Table 4 Evaluation of YOLOv5s on two wheel-types

4 Conclusions

In this article, we proposed a training strategy that uses defect-free X-ray images of a casting with the superimposition of simulated defects. No manual annotations are required because the locations of all simulated defects are known. In addition, tests are performed using real X-ray images of aluminum castings with real defects. Thus, the reported testing dataset corresponds to a real scenario.

We used well-established object detection methods (YO-LO, RetinaNet, and EfficientDet) to detect defects in aluminum castings. All of them were developed in the past three years, and many examples are available in public repositories that could be adapted to our task. The strategies implemented are simple, effective, and fast. The training stage requires a relatively small number of X-ray images. In our experiments, YOLO-based detectors perform best. One of the models, YOLOv5s, was trained in just 2.5 hours. In addition, the testing dataset (with real defects) performed very well (average precision was 0.90 and the \(F_1\) factor was 0.91), and the computational time is very low (the method is able to process 90 X-ray images per second, i.e. ,this solution can be used in real-time inspection to aid human operators).

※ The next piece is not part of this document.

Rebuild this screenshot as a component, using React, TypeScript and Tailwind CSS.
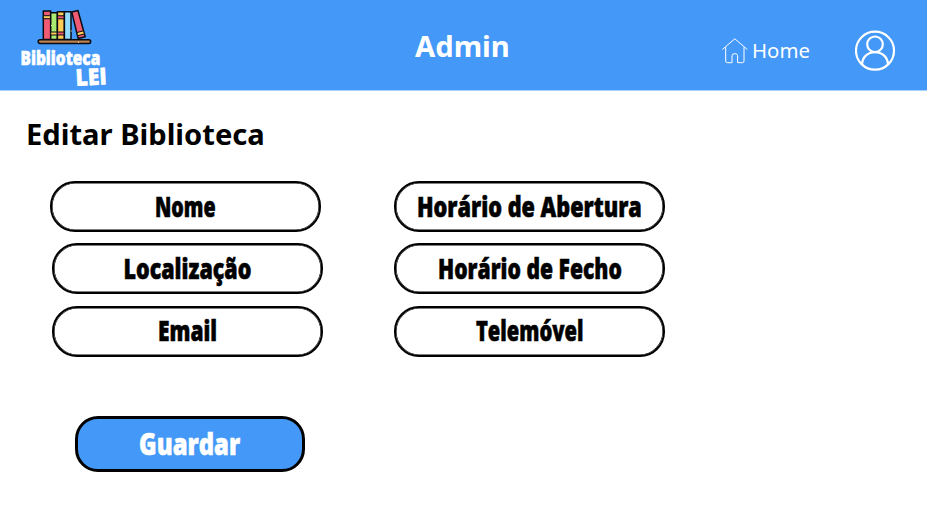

The code and the datasets used in this paper have been uploaded to a public repository so that anyone can reproduce (and improve upon) the reported results or re-use the code in other inspection tasks.

In the coming years, deep learning-based methods will be used more frequently by the aluminum castings industry due to their high effectiveness. This paper offers an academic contribution to such efforts.

In the future, we will model random shapes that can be used to simulate other kind of defects such as cracks. This feature can be very useful in the automated inspection of welds.